Work to complete » Copy all the data exactly, except the pictures.

[Start of Given material]

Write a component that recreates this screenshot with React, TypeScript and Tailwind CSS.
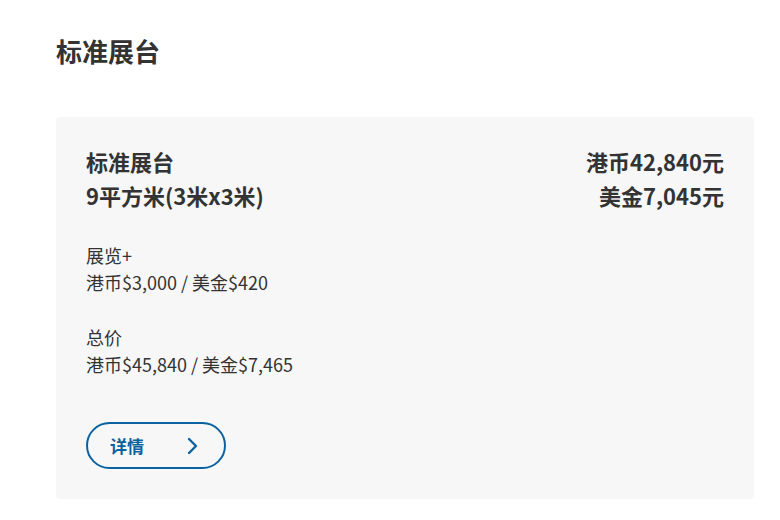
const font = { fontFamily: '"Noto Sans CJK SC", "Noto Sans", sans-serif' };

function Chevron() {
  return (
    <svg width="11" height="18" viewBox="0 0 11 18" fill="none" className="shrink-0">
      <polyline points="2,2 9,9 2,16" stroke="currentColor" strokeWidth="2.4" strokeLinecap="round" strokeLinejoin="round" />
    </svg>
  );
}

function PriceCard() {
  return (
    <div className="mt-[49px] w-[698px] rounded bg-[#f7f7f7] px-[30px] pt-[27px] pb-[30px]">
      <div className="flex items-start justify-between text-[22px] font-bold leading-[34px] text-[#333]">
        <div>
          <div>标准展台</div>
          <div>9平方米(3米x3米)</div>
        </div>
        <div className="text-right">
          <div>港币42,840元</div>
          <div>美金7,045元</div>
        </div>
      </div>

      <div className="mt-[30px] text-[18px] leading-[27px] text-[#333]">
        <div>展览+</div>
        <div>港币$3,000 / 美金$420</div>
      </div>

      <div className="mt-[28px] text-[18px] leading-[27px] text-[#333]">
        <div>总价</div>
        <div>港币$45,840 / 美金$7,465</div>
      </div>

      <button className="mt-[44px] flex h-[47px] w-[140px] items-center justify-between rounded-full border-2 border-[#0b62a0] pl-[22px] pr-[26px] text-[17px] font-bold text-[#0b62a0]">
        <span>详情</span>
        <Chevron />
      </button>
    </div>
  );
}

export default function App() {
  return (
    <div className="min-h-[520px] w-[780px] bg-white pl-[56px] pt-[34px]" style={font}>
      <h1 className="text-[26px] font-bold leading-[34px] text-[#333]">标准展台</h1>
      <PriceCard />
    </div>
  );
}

[End of Given material]

Result of the exercise »
Write a component that recreates this screenshot with React, TypeScript and Tailwind CSS.
const font = { fontFamily: '"Noto Sans CJK SC", "Noto Sans", sans-serif' };

function Chevron() {
  return (
    <svg width="11" height="18" viewBox="0 0 11 18" fill="none" className="shrink-0">
      <polyline points="2,2 9,9 2,16" stroke="currentColor" strokeWidth="2.4" strokeLinecap="round" strokeLinejoin="round" />
    </svg>
  );
}

function PriceCard() {
  return (
    <div className="mt-[49px] w-[698px] rounded bg-[#f7f7f7] px-[30px] pt-[27px] pb-[30px]">
      <div className="flex items-start justify-between text-[22px] font-bold leading-[34px] text-[#333]">
        <div>
          <div>标准展台</div>
          <div>9平方米(3米x3米)</div>
        </div>
        <div className="text-right">
          <div>港币42,840元</div>
          <div>美金7,045元</div>
        </div>
      </div>

      <div className="mt-[30px] text-[18px] leading-[27px] text-[#333]">
        <div>展览+</div>
        <div>港币$3,000 / 美金$420</div>
      </div>

      <div className="mt-[28px] text-[18px] leading-[27px] text-[#333]">
        <div>总价</div>
        <div>港币$45,840 / 美金$7,465</div>
      </div>

      <button className="mt-[44px] flex h-[47px] w-[140px] items-center justify-between rounded-full border-2 border-[#0b62a0] pl-[22px] pr-[26px] text-[17px] font-bold text-[#0b62a0]">
        <span>详情</span>
        <Chevron />
      </button>
    </div>
  );
}

export default function App() {
  return (
    <div className="min-h-[520px] w-[780px] bg-white pl-[56px] pt-[34px]" style={font}>
      <h1 className="text-[26px] font-bold leading-[34px] text-[#333]">标准展台</h1>
      <PriceCard />
    </div>
  );
}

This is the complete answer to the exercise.